--- Required work ---
Copy all entries without alteration and skip the pictures they hold.

━━━━━━━━━━━━━━━━━━━━━━━━━━━━━━

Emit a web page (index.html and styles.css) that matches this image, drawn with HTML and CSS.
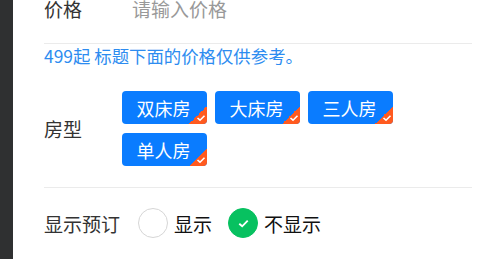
FILE: index.html
```html
<!DOCTYPE html>
<html lang="zh">
<head>
<meta charset="utf-8">
<link rel="stylesheet" href="styles.css">
</head>
<body>
<div class="page">
  <aside class="side"></aside>
  <main class="content">
    <div class="row price-row">
      <span class="label">价格</span>
      <span class="placeholder">请输入价格</span>
    </div>
    <div class="tip">499起 标题下面的价格仅供参考。</div>
    <div class="row room-row">
      <span class="label label-room">房型</span>
      <div class="tags">
        <span class="tag">双床房<i class="corner"><svg viewBox="0 0 10 8" width="10" height="8"><path d="M1.5 4 L4 6.2 L8.5 1.8" fill="none" stroke="#fff" stroke-width="1.6"/></svg></i></span>
        <span class="tag">大床房<i class="corner"><svg viewBox="0 0 10 8" width="10" height="8"><path d="M1.5 4 L4 6.2 L8.5 1.8" fill="none" stroke="#fff" stroke-width="1.6"/></svg></i></span>
        <span class="tag">三人房<i class="corner"><svg viewBox="0 0 10 8" width="10" height="8"><path d="M1.5 4 L4 6.2 L8.5 1.8" fill="none" stroke="#fff" stroke-width="1.6"/></svg></i></span>
        <span class="tag">单人房<i class="corner"><svg viewBox="0 0 10 8" width="10" height="8"><path d="M1.5 4 L4 6.2 L8.5 1.8" fill="none" stroke="#fff" stroke-width="1.6"/></svg></i></span>
      </div>
    </div>
    <div class="row radio-row">
      <span class="label label-wide">显示预订</span>
      <label class="radio"><span class="circle"></span>显示</label>
      <label class="radio"><span class="circle on"><svg viewBox="0 0 16 16" width="15" height="15"><path d="M3.5 8.2 L6.6 11 L12.5 5" fill="none" stroke="#fff" stroke-width="2"/></svg></span>不显示</label>
    </div>
  </main>
</div>
</body>
</html>
```
FILE: styles.css
```css
html, body {
  margin: 0;
  padding: 0;
  background: #fff;
  overflow: hidden;
}
body {
  font-family: "Noto Sans CJK SC", "Noto Sans", sans-serif;
  color: #222;
}
.page {
  display: flex;
  height: 259px;
}
.side {
  width: 13px;
  flex: none;
  background: #2f3031;
}
.content {
  flex: 1;
  padding: 0 23px 0 31px;
}
.row {
  display: flex;
  align-items: center;
}
.label {
  font-size: 19px;
  width: 88px;
  flex: none;
  color: #333;
}
.price-row {
  height: 70px;
  margin-top: -27px;
  border-bottom: 1px solid #ebebeb;
  line-height: 1;
}
.placeholder {
  font-size: 19px;
  color: #999;
}
.tip {
  font-size: 17.4px;
  color: #2d8cf0;
  line-height: 24px;
}
.room-row {
  padding: 23px 0 21px;
  border-bottom: 1px solid #ebebeb;
}
.label-room {
  width: 78px;
}
.label-wide {
  width: 94px;
}
.tags {
  display: flex;
  flex-wrap: wrap;
  gap: 9px 8px;
  width: 290px;
}
.tag {
  position: relative;
  overflow: hidden;
  width: 85px;
  height: 33px;
  box-sizing: border-box;
  border-radius: 4px;
  background: #0a7cff;
  color: #fff;
  font-size: 18px;
  display: flex;
  align-items: center;
  justify-content: center;
  padding-right: 2px;
}
.corner {
  position: absolute;
  right: 0;
  bottom: 0;
  width: 18px;
  height: 18px;
  background: linear-gradient(135deg, transparent 50%, #ff5a1f 50%);
}
.corner svg {
  position: absolute;
  right: 1px;
  bottom: 2px;
}
.radio-row {
  padding-top: 20px;
  font-size: 19px;
}
.radio {
  display: flex;
  align-items: center;
  color: #111;
  margin-right: 16px;
}
.circle {
  width: 30px;
  height: 30px;
  box-sizing: border-box;
  border: 1px solid #d6d6d6;
  border-radius: 50%;
  margin-right: 6px;
  display: flex;
  align-items: center;
  justify-content: center;
}
.circle.on {
  background: #07c160;
  border-color: #07c160;
}
```
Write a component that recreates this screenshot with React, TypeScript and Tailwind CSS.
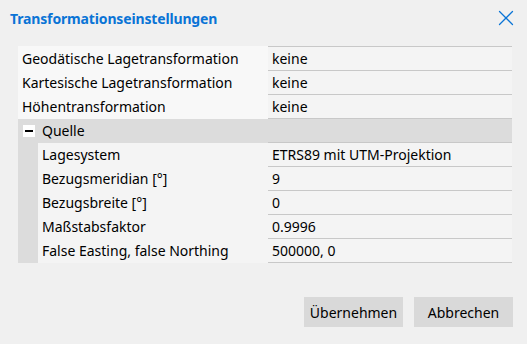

━━━━━━━━━━━━━━━━━━━━━━━━━━━━━━

--- Right answer ---
Emit a web page (index.html and styles.css) that matches this image, drawn with HTML and CSS.
FILE: index.html
```html
<!DOCTYPE html>
<html lang="zh">
<head>
<meta charset="utf-8">
<link rel="stylesheet" href="styles.css">
</head>
<body>
<div class="page">
  <aside class="side"></aside>
  <main class="content">
    <div class="row price-row">
      <span class="label">价格</span>
      <span class="placeholder">请输入价格</span>
    </div>
    <div class="tip">499起 标题下面的价格仅供参考。</div>
    <div class="row room-row">
      <span class="label label-room">房型</span>
      <div class="tags">
        <span class="tag">双床房<i class="corner"><svg viewBox="0 0 10 8" width="10" height="8"><path d="M1.5 4 L4 6.2 L8.5 1.8" fill="none" stroke="#fff" stroke-width="1.6"/></svg></i></span>
        <span class="tag">大床房<i class="corner"><svg viewBox="0 0 10 8" width="10" height="8"><path d="M1.5 4 L4 6.2 L8.5 1.8" fill="none" stroke="#fff" stroke-width="1.6"/></svg></i></span>
        <span class="tag">三人房<i class="corner"><svg viewBox="0 0 10 8" width="10" height="8"><path d="M1.5 4 L4 6.2 L8.5 1.8" fill="none" stroke="#fff" stroke-width="1.6"/></svg></i></span>
        <span class="tag">单人房<i class="corner"><svg viewBox="0 0 10 8" width="10" height="8"><path d="M1.5 4 L4 6.2 L8.5 1.8" fill="none" stroke="#fff" stroke-width="1.6"/></svg></i></span>
      </div>
    </div>
    <div class="row radio-row">
      <span class="label label-wide">显示预订</span>
      <label class="radio"><span class="circle"></span>显示</label>
      <label class="radio"><span class="circle on"><svg viewBox="0 0 16 16" width="15" height="15"><path d="M3.5 8.2 L6.6 11 L12.5 5" fill="none" stroke="#fff" stroke-width="2"/></svg></span>不显示</label>
    </div>
  </main>
</div>
</body>
</html>
```
FILE: styles.css
```css
html, body {
  margin: 0;
  padding: 0;
  background: #fff;
  overflow: hidden;
}
body {
  font-family: "Noto Sans CJK SC", "Noto Sans", sans-serif;
  color: #222;
}
.page {
  display: flex;
  height: 259px;
}
.side {
  width: 13px;
  flex: none;
  background: #2f3031;
}
.content {
  flex: 1;
  padding: 0 23px 0 31px;
}
.row {
  display: flex;
  align-items: center;
}
.label {
  font-size: 19px;
  width: 88px;
  flex: none;
  color: #333;
}
.price-row {
  height: 70px;
  margin-top: -27px;
  border-bottom: 1px solid #ebebeb;
  line-height: 1;
}
.placeholder {
  font-size: 19px;
  color: #999;
}
.tip {
  font-size: 17.4px;
  color: #2d8cf0;
  line-height: 24px;
}
.room-row {
  padding: 23px 0 21px;
  border-bottom: 1px solid #ebebeb;
}
.label-room {
  width: 78px;
}
.label-wide {
  width: 94px;
}
.tags {
  display: flex;
  flex-wrap: wrap;
  gap: 9px 8px;
  width: 290px;
}
.tag {
  position: relative;
  overflow: hidden;
  width: 85px;
  height: 33px;
  box-sizing: border-box;
  border-radius: 4px;
  background: #0a7cff;
  color: #fff;
  font-size: 18px;
  display: flex;
  align-items: center;
  justify-content: center;
  padding-right: 2px;
}
.corner {
  position: absolute;
  right: 0;
  bottom: 0;
  width: 18px;
  height: 18px;
  background: linear-gradient(135deg, transparent 50%, #ff5a1f 50%);
}
.corner svg {
  position: absolute;
  right: 1px;
  bottom: 2px;
}
.radio-row {
  padding-top: 20px;
  font-size: 19px;
}
.radio {
  display: flex;
  align-items: center;
  color: #111;
  margin-right: 16px;
}
.circle {
  width: 30px;
  height: 30px;
  box-sizing: border-box;
  border: 1px solid #d6d6d6;
  border-radius: 50%;
  margin-right: 6px;
  display: flex;
  align-items: center;
  justify-content: center;
}
.circle.on {
  background: #07c160;
  border-color: #07c160;
}
```
Write a component that recreates this screenshot with React, TypeScript and Tailwind CSS.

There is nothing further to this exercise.